ですから、あとでちょっと話が出てくるモデルドリブンの話をすると、「じゃあ、過去のCASEツールと何が違うんだ?」というふうにおっしゃる方が多いんですよ。「昔、失敗していたじゃないか。」とか「結局、上手くいかなかったのに、なぜ今モデルドリブンで上手くいくんですか」と(笑)。これは割と著名なアーキテクトの方もおっしゃいますね。
林
私も80年代中盤から、ビジネス系データベース中心の複雑な業務システムを、どうモデルからシステムのほうに出していくか、ディライトしていくかというテーマでやってきました。多少時期はずれていますけど、成本さんはFAの世界、私は業務、ビジネスの世界で同じようなテーマでやってきたことになります。末端から、金属疲労じゃなくてヒューマンのほうの疲労試験をしながら。
成本
ええ、疲労を軽減させるべく。
林
軽減させるつもりが、よけい疲労しちゃった人もいる。まあ、いろんな面白いことが起こるわけです。
成本
そうですね、私も「人間CASE」と呼ばれたりしていましたからね(笑)。結局、パソコンが止まっちゃって、自分でバルブをもらって来たり。
林
それが一番よくできたりしたんでしょ(笑い)。
成本
ええ、それはもう確実ですからね。そういうことをやっていました。
ソフトウエアにつきものの不確定性
林
一般的な理工系の理想的な考えというのは、完全なものがあるという前提なんですよ。それをいかに組み立てるかという発想です。でも大学に入って、だんだん「測ろうにも測れない」とか、物理なんて「不確定性原理でどこにあるかわからない。そういうものなんだ」と教わったりして「ああ、そうか、人生みたいなもんだ」と思うわけです。最初から何も決まってない。「じゃあ、それなりにその理屈から組み立ててやっていこう」と柔軟な方向に行く人はだいたいソフトウェアに来るわけです。
成本
そうかもしれないですね。
林
割と理想についての考え方、哲学ができているんで、そういうことが繰り返されても耐えられる。でも、固めの理想追求型の人は打ちひしがれちゃう。もろいんですよ。

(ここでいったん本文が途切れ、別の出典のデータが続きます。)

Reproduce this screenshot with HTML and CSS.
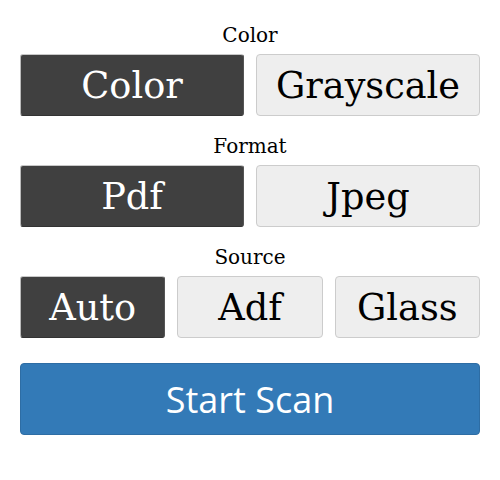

「どうしても完成しない。なぜゼロにならないんだ」と。そんなの高校で微分の時に、「ゼロに近いんだけどゼロというのがあるかどうかわからない」と習ったじゃないですか。最初は考え込んでしまうかもしれないけど、「言われてみれば世の中って、そうだな」と納得できる。
成本
そうですね。やっぱりねという感じで(笑)。人間のタイプとして、公式を全部覚えてからでないと取り掛かれないような人もいれば、「いや、それはもうやりながら覚える」という割と柔軟な人もいて、どっちの方がいいとかっていうのは一概には言えないんですけども、適応能力の高さでいうと後者の人の方が高いですよね。仕事の進め方とかに、それが当てはまるんじゃないかと思います。
林
まあ、バランスでしょうね。最初の理想がひとつあって、それを追求していくのに向く対象もあるんですが、柔軟さを持たないといい仕事はできないような、あるいは最初から答えが決まっていないようなソフトウェアはたくさんあります。Webやブログ系のシステムがたくさん出てくると、作ってみなきゃわからない。作って使ってみて初めて次のフェーズがわかる。そういうことは教わってないわけですから、仕事をやりながらわかってくる。
だとしても、大雑把な原理はあるんですよね。最初はこうやって、ここはやりながら考えようというような。そういうバランスをとるのがメソドロジーなわけですよ。